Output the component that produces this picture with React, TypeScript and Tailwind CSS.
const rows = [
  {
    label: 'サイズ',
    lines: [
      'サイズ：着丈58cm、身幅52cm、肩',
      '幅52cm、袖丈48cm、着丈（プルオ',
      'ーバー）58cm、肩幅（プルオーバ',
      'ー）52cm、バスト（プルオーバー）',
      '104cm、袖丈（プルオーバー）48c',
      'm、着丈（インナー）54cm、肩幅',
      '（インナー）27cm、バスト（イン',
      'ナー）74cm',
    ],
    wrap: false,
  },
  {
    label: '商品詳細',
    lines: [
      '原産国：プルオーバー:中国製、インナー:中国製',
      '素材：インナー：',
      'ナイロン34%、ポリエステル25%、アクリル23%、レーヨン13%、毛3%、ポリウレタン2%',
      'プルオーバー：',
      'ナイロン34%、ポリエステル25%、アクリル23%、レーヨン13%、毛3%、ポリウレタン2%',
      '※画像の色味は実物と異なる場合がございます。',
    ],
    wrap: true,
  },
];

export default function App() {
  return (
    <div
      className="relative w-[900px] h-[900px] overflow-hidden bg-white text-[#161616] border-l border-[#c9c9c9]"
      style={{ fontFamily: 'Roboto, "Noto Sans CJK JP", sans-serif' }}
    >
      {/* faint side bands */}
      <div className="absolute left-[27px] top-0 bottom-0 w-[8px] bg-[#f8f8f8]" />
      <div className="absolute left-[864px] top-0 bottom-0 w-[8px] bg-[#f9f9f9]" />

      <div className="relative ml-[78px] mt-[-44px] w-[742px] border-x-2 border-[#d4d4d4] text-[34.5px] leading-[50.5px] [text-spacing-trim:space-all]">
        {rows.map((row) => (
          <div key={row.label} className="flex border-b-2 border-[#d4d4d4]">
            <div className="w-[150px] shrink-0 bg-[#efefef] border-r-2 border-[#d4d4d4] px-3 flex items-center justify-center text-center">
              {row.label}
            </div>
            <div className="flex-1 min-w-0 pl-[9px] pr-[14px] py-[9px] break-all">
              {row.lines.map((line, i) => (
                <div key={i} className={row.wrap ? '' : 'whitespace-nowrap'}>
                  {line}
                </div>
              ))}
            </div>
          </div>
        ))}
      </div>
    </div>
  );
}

*INSTRUCTIONS TO FOLLOW*:
Only the lines from the top of the data through the line that contains "left-[864px] top-0 bottom-0" should be quoted, exactly as they stand.

*THE COMPLETED TASK*:
Output the component that produces this picture with React, TypeScript and Tailwind CSS.
const rows = [
  {
    label: 'サイズ',
    lines: [
      'サイズ：着丈58cm、身幅52cm、肩',
      '幅52cm、袖丈48cm、着丈（プルオ',
      'ーバー）58cm、肩幅（プルオーバ',
      'ー）52cm、バスト（プルオーバー）',
      '104cm、袖丈（プルオーバー）48c',
      'm、着丈（インナー）54cm、肩幅',
      '（インナー）27cm、バスト（イン',
      'ナー）74cm',
    ],
    wrap: false,
  },
  {
    label: '商品詳細',
    lines: [
      '原産国：プルオーバー:中国製、インナー:中国製',
      '素材：インナー：',
      'ナイロン34%、ポリエステル25%、アクリル23%、レーヨン13%、毛3%、ポリウレタン2%',
      'プルオーバー：',
      'ナイロン34%、ポリエステル25%、アクリル23%、レーヨン13%、毛3%、ポリウレタン2%',
      '※画像の色味は実物と異なる場合がございます。',
    ],
    wrap: true,
  },
];

export default function App() {
  return (
    <div
      className="relative w-[900px] h-[900px] overflow-hidden bg-white text-[#161616] border-l border-[#c9c9c9]"
      style={{ fontFamily: 'Roboto, "Noto Sans CJK JP", sans-serif' }}
    >
      {/* faint side bands */}
      <div className="absolute left-[27px] top-0 bottom-0 w-[8px] bg-[#f8f8f8]" />
      <div className="absolute left-[864px] top-0 bottom-0 w-[8px] bg-[#f9f9f9]" />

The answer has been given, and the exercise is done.